As my mind raced for the very few seconds I had left of life, my last view of the world was the mundane sight of the carpet of my appartment where it meets a bare white wall. As my flesh melted away, everything was going dark, and I knew it was all over. I was dead, then I woke up gasping for breath. Good fun.
What shocked me the most was that it all came out of nowhere. Before the nuke, I had been having a nice long dream where normal stuff was happening. Normal conversations, just chilling in the appartment, and I was coding. Then BAM! – DEATH. It was definately the least glorious of all of my dream deaths.
Side Note:
After going back to sleep, getting up eating, and going back to sleep again (all to just get 9 hours), I had another dream where I almost died. That’s normal… I figure I have one of those at least once a week. They’re what make dreams so much cooler than most of reality. My whole Posse was getting chased by a biker-gang, and as we’re driving away, a tornado started.
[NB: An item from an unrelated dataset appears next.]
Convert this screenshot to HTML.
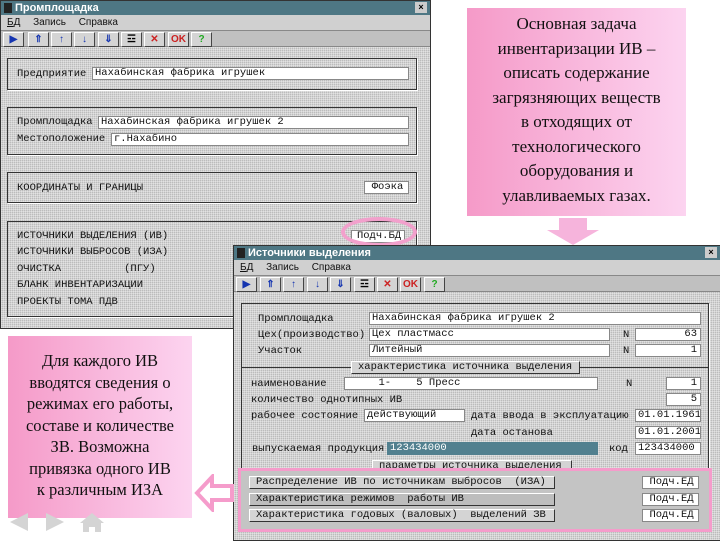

A large section of my extended family were several cars… I was in the back of an SUV with my older brother and cousin. My ‘rents and his were in the the middle and front. The tornado touched down behind us and began to hurl some of the motorcycles from the road, and then even more (that didn’t have riders) from the top of a car-carrying truck that was carrying motor-cycles. I cropped out the beginning of the story and I’ll crop here too… One bike smashed into the roof of the car between my bro & coursin and it definately would have rocked their worlds if it had been one foot off in either direction. Several more tornados showed up right in our path, and we had to go through them. 10 in all (I was counting… there was little else for me to do since I wasn’t driving).
Dream Test
Several of my dreams bring up the idea that there should be a dream-test. I compare this to the Turing Test. The Turing Test (named after Alan Turing) is a concept that there should be a test that humans could almost always pass and computers would almost always fail. Probably the only Turing Test you’ve seen in the real world at this point are those little pictures of distorted letters & numbers that you often have to decode before signing up for accounts on websites. My idea is that there should be a test for determining if an experience is real, or a dream. As a parallel: it is a test that reality would always pass and dreams would always fail. Call it the “Colombo Test” if you so desire ;). The typical “pinching-yourself” thing has failed me on many occasions. The first time, I was getting attacked Independence-Day style by aliens, and it really freaked me out because I had thought that was a foolproof test. Looking at the visual quality of images has also failed me. My dreams are in vivid full-color and sometimes even the text in the dreams makes sense. I had heard that text doesn’t make any sense in dreams, and after testing that theory I found it to be right fairly commonly. Real words and even phrases will be there, and it will seem to make sense until you concentrate on it enough, and you will realize that those words and the sentences they compose don’t mean anything in their order. I used to go by the theory “If you’re asking yourself if it’s a dream… it probably is”, but then I found myself applying that to real life, and of course, that was wrong. I have years of failed attempts at seperating dreams from reality, and I don’t remember what caused it recently, but I remember that a couple of weeks ago I ran several tests that all said I was in reality, and this made me convinced that a rather frightening situation was real. Meh, maybe it’s more fun not to know. The nuke-dream didn’t even get to this point anyway. It was so mundane to begin with, and I never had the time to consider that it may be fake. I was just dying and that was that.